For his exhibition at YSP, Baldock riffs off these characters, with large-scale textile sculptures including a phoenix, a Green Man, and a humorous ‘tumbler’ who bends at the waist to look backwards through his legs whilst exposing his buttocks, embodying the bawdy imagery that was common in medieval times, even within churches. These 500-year-old sculptures inspire Baldock on several levels. As an artist, he enjoys the idea that their makers found pockets of joy in expressing themselves freely outside of the rules. As someone from a working-class background, he connects to the non-authoritarian voice of the craftsperson. As a queer person, he sees the misericords as objects that have survived the repressive ideals of history – they are subversive outsiders hiding in plain sight. Baldock’s own versions will introduce colour, texture, and embellishments through folk motifs. They will invite touch and one can even be sat upon, mirroring the misericords’ function, whilst also transforming them and allowing them to exist on a large scale, bringing them proudly out into the open. The relationship between concealment and visibility is one that resonates with the lives of many LGBTQIA+ people – to pass underneath the heteronormative radar, secrecy can at times equate to safety.
Baldock has a deep-rooted affinity to nature as he hails from generations of hop-gatherers and gardeners who have had a physical, emotional and sustaining relationship with the land. At the centre of the gallery are four textile panels, each representing a different season, and hung in a circle to create a distinct, jewel-like space in the heart of the room. From the paler pastel shades of spring to the rusty tones of autumn, they capture the natural rhythms of a year. Embroidered onto each panel are designs inspired by sacred geometry – the shapes and growth patterns found throughout the natural world that connect all living things. Other textile hangings will form columns in the gallery, suggesting ecclesiastical architecture yet celebrating the earthly seasons.
Casts of the artist’s own face and body parts, as well as those of his mother and partner, feature as flower heads and fragmented appendages attached to, or emerging from, ceramic vessels. Their inclusion binds them together within objects that celebrate the presence of the maker, human relationships, how we hold onto people, and queer love. The ceramics also link to the carvings in Wakefield Cathedral, with one work hinting at a Green Man that has two faces like Janus, the Roman god of beginnings and doorways, who is represented with one face looking backwards and one forwards. Baldock features his own face on one side of a flower and his mother’s on the other, inextricably linking them in one moment in time at the threshold of the past and the future. Filling the gallery is a sound work that draws on and melds together the myriad themes and motifs of the show. It features samples of Gregorian chants, medieval and folk songs, recordings of plants growing and birdsong.

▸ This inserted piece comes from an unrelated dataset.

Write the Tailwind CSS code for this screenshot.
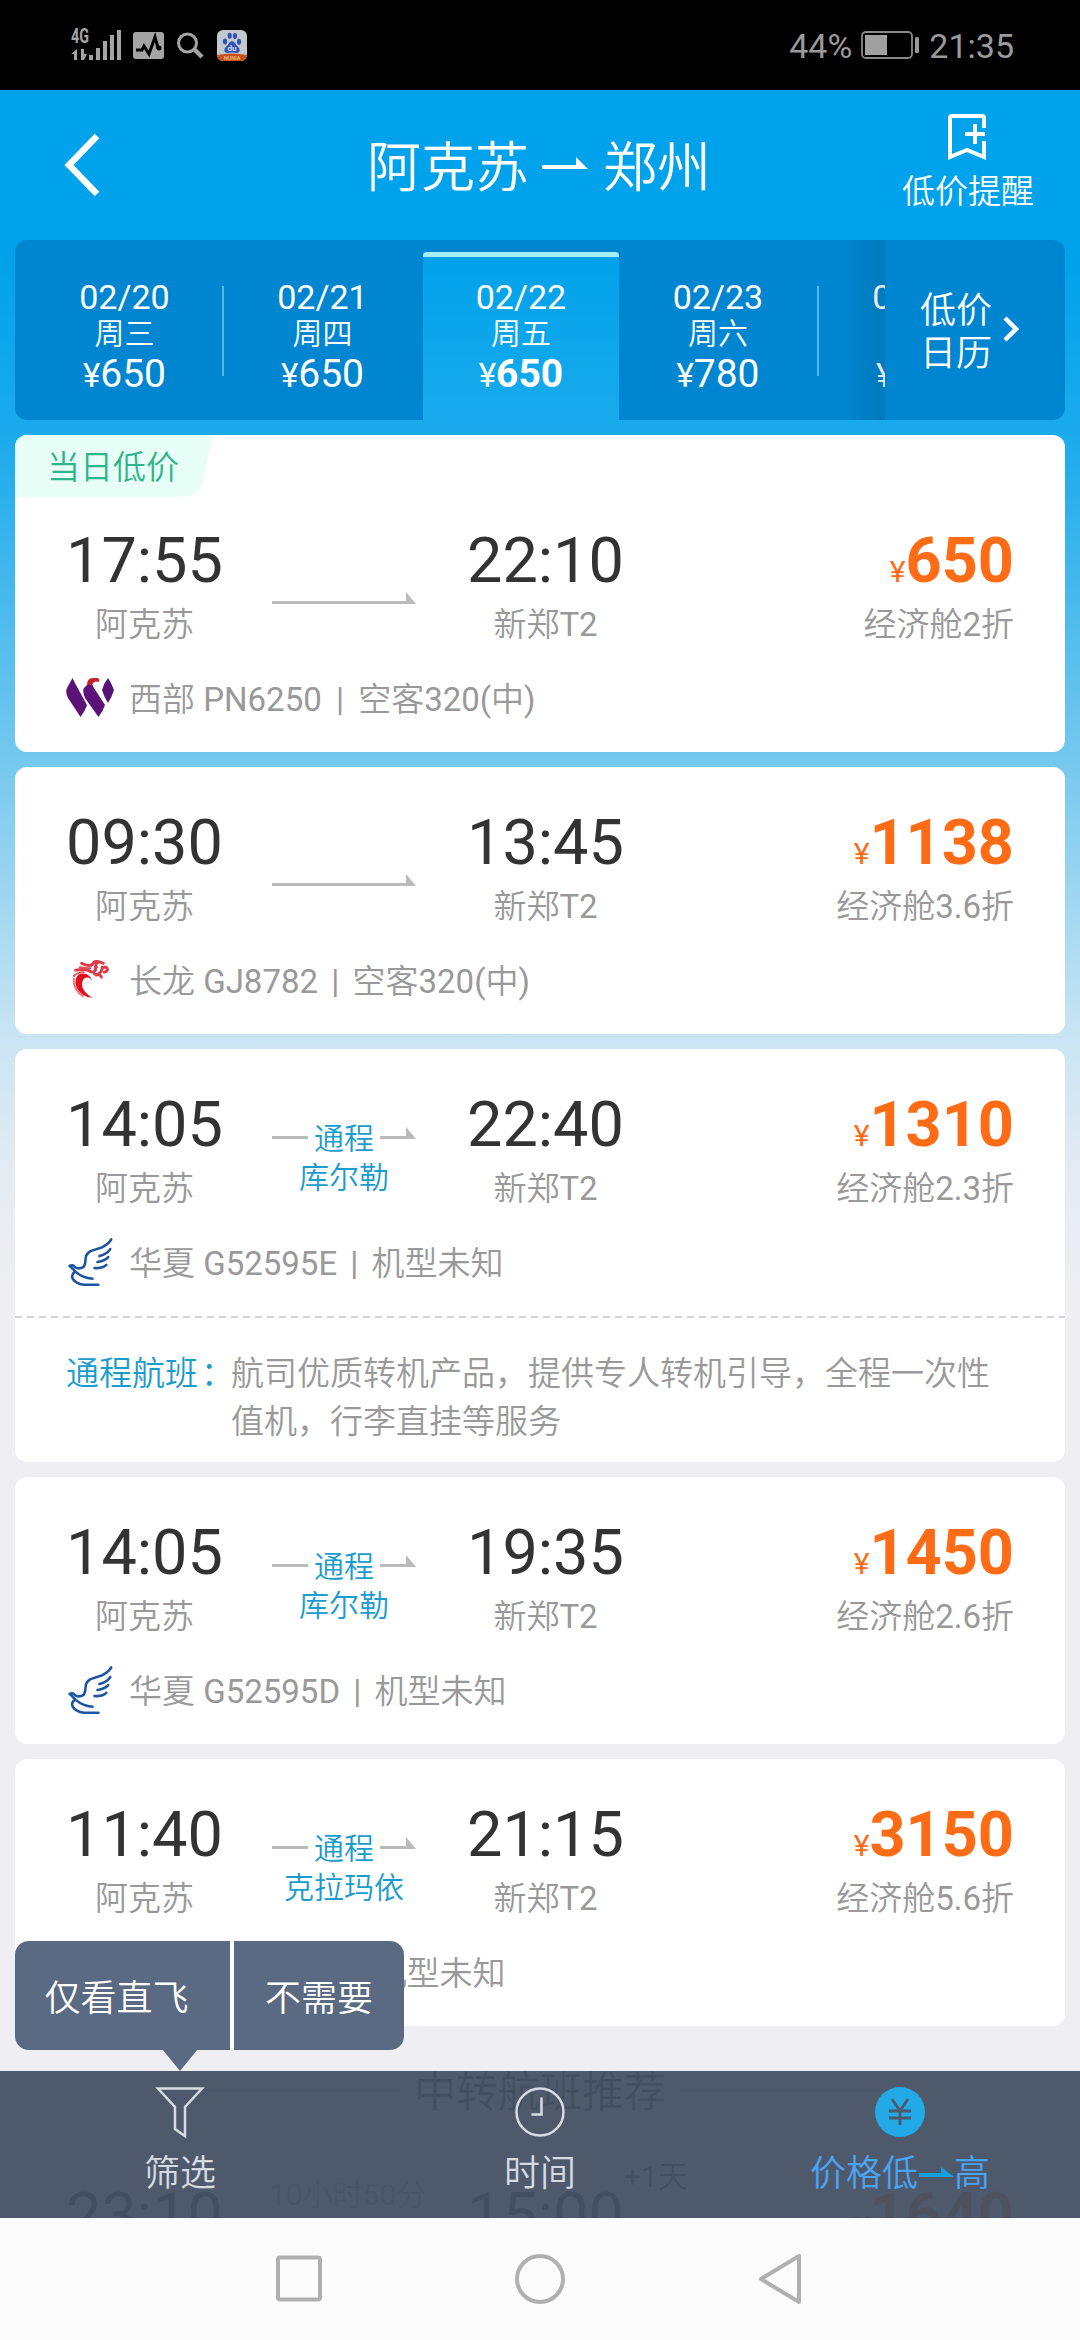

The exhibition’s title, Touch Wood, is many layered and loaded with innuendo. Materially, it refers to the medieval carved figures from which the artist’s ideas grew. Superstition and belief systems also play a part, as the phrase and associated action relate to the desire for future events to go our way and not be jinxed by evil forces. The exact origin of this concept isn’t certain but may derive from an ancient pagan view that spirits reside in trees and that by touching them we invoke their protection. This type of superstitious and shielding gesture is also represented by the symbols Baldock uses across the exhibition that echo the medieval graffiti protection marks found in churches that were thought to ward off the ‘evil eye’.
Baldock’s working techniques draw on past trades and crafts – making skills that have been passed down through generations for practical purposes and which sit at the intersection between art and craft, a place of tension that he playfully inhabits. His materials are of the earth: clay and natural fibres. Avoiding nostalgia, he focuses on “the power of making things, the bringing together of head and hand”, explored through bodily labour, the haptic experience of making by hand, and time-consuming, traditional and self-taught processes.
The Weston Gallery is open Tuesday – Sunday and bank holidays, 10am – 4pm.